Effective scheduling in advance of any big event, sporting or otherwise, is important to ensure optimum staffing and skill levels are available when needed. To ensure your team stays committed to a common goal, advance planning and transparency is also essential. In addition, employers must ensure that the needs of the business are not held to ransom by providing sufficient cover and ensuring steady productivity levels.
Greater commitment from staff can also be ensured by empowering them to manage their own timekeeping, especially during exceptional circumstances such as a World Cup or Olympic Games. By allowing a fair working-life balance for employees, both morale and staff retention can be improved and overtime costs and absenteeism reduced. By authorising employees to take ownership of their productivity, you can maintain the same high levels of commitment and, as a result, protect the wider needs of the business and the bottom line.
A survey of 100 HR Directors carried out by XpertHR found some businesses were employing flexible working policies especially for the World Cup, helping to reduce the risk of heightened absenteeism and loss of productivity. 67% of respondents planned to alter working practices and enable flexible start and end times to allow staff to watch important games. Other tactics being put in place included extended lunch breaks (49%), last-minute requests for annual leave (44%), or time in lieu (16%).
However, businesses have typically been nervous about adopting flexible working schemes and recent research highlighted the main perceived disadvantages of flexible working to be limited interaction between key workers, lack of management control over employees and security and confidentiality of information.
Yet research also showed that nearly half of organisations surveyed saw flexible working as the key to higher staff productivity. During any event, where the risk of unscheduled absenteeism is a serious threat to productivity levels, time and attendance software systems can therefore offer handy solutions.
Ready, set, go – technology and measurement
But even after reducing absenteeism, how do employers know if their staff are being productive during the working day? With the continued need for improved efficiency, productivity and cost control, there is now a need for time and attendance systems that can track complex working patterns and analyse realtime data that will help businesses to accurately measure impacts on profit.
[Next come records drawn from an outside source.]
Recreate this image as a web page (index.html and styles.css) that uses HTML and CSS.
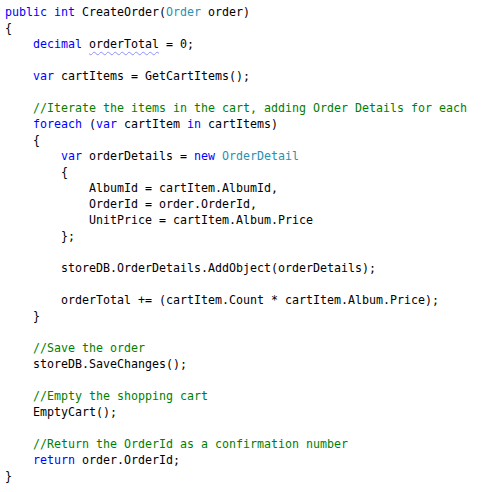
FILE: index.html
```html
<!DOCTYPE html>
<html>
<head>
<meta charset="utf-8">
<link rel="stylesheet" href="styles.css">
</head>
<body>
<div class="code">
  <div class="ln"><span class="kw">public</span> <span class="kw">int</span> CreateOrder(<span class="ty">Order</span> order)</div>
  <div class="ln">{</div>
  <div class="ln i1"><span class="kw">decimal</span> <span class="warn">orderTotal</span> = 0;</div>
  <div class="ln"></div>
  <div class="ln i1"><span class="kw">var</span> cartItems = GetCartItems();</div>
  <div class="ln"></div>
  <div class="ln i1"><span class="cm">//Iterate the items in the cart, adding Order Details for each</span></div>
  <div class="ln i1"><span class="kw">foreach</span> (<span class="kw">var</span> cartItem <span class="kw">in</span> cartItems)</div>
  <div class="ln i1">{</div>
  <div class="ln i2"><span class="kw">var</span> orderDetails = <span class="kw">new</span> <span class="ty">OrderDetail</span></div>
  <div class="ln i2">{</div>
  <div class="ln i3">AlbumId = cartItem.AlbumId,</div>
  <div class="ln i3">OrderId = order.OrderId,</div>
  <div class="ln i3">UnitPrice = cartItem.Album.Price</div>
  <div class="ln i2">};</div>
  <div class="ln"></div>
  <div class="ln i2">storeDB.OrderDetails.AddObject(orderDetails);</div>
  <div class="ln"></div>
  <div class="ln i2">orderTotal += (cartItem.Count * cartItem.Album.Price);</div>
  <div class="ln i1">}</div>
  <div class="ln"></div>
  <div class="ln i1"><span class="cm">//Save the order</span></div>
  <div class="ln i1">storeDB.SaveChanges();</div>
  <div class="ln"></div>
  <div class="ln i1"><span class="cm">//Empty the shopping cart</span></div>
  <div class="ln i1">EmptyCart();</div>
  <div class="ln"></div>
  <div class="ln i1"><span class="cm">//Return the OrderId as a confirmation number</span></div>
  <div class="ln i1"><span class="kw">return</span> order.OrderId;</div>
  <div class="ln">}</div>
</div>
</body>
</html>
```
FILE: styles.css
```css
html, body {
  margin: 0;
  padding: 0;
  background: #ffffff;
}
.code {
  display: flex;
  flex-direction: column;
  padding: 4px 0 0 5px;
  font-family: "DejaVu Sans Mono", "Liberation Mono", monospace;
  font-size: 11.63px;
  line-height: 16px;
  color: #000000;
}
.ln {
  height: 16px;
  white-space: pre;
}
.i1 { padding-left: 28px; }
.i2 { padding-left: 56px; }
.i3 { padding-left: 84px; }
.kw { color: #0000ff; }
.ty { color: #2b91af; }
.cm { color: #008000; }
.warn {
  text-decoration: underline wavy #8f8fff;
  text-decoration-thickness: 1px;
  text-underline-offset: 3px;
}
```
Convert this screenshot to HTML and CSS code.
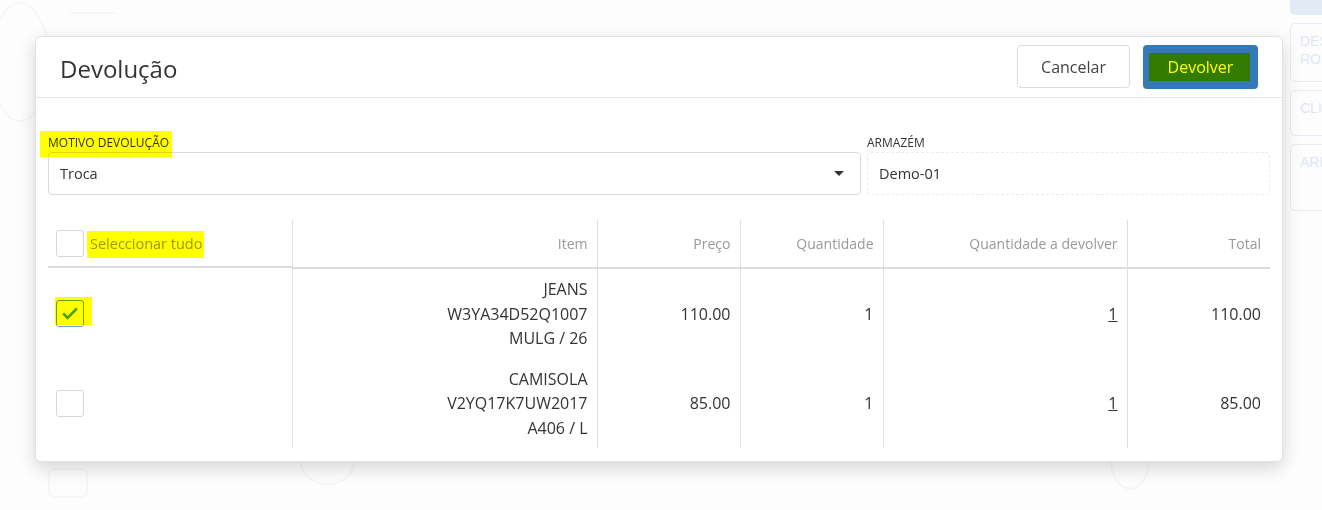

To ensure that the action on the pitch, court or track does not have a negative impact on the bottom line, it is crucial for businesses to possess the technological infrastructure to facilitate more flexible and mobile working patterns for their workforce.
Flexible workforce management systems will help businesses to synchronise time and attendance with activity tracking and holiday and overtime management. Access and permissions can be tailored to allow a ‘self-service’ element, perfectly suited to those periods when sport takes over the TV and effectively managing staff time becomes a top priority.
With the ability to manage your workforce around specific shift patterns, rosters and schedules, time and attendance software systems can help to maintain business output and therefore provide a true return on investment; reducing overtime and recruitment costs as well as increasing the focus on ‘core’ business activities.
Planning for productivity
Whatever challenges the sporting calendar may bring and no matter what systems are in place to support flexible working, the proof that it works is in the planning.
By planning carefully, businesses can ensure they continue to run effectively while offering flexible working options that will both boost morale and staff productivity. So even if you can’t control the success of your sporting heroes, you can guarantee you won’t be scoring an own goal in the management of your workforce.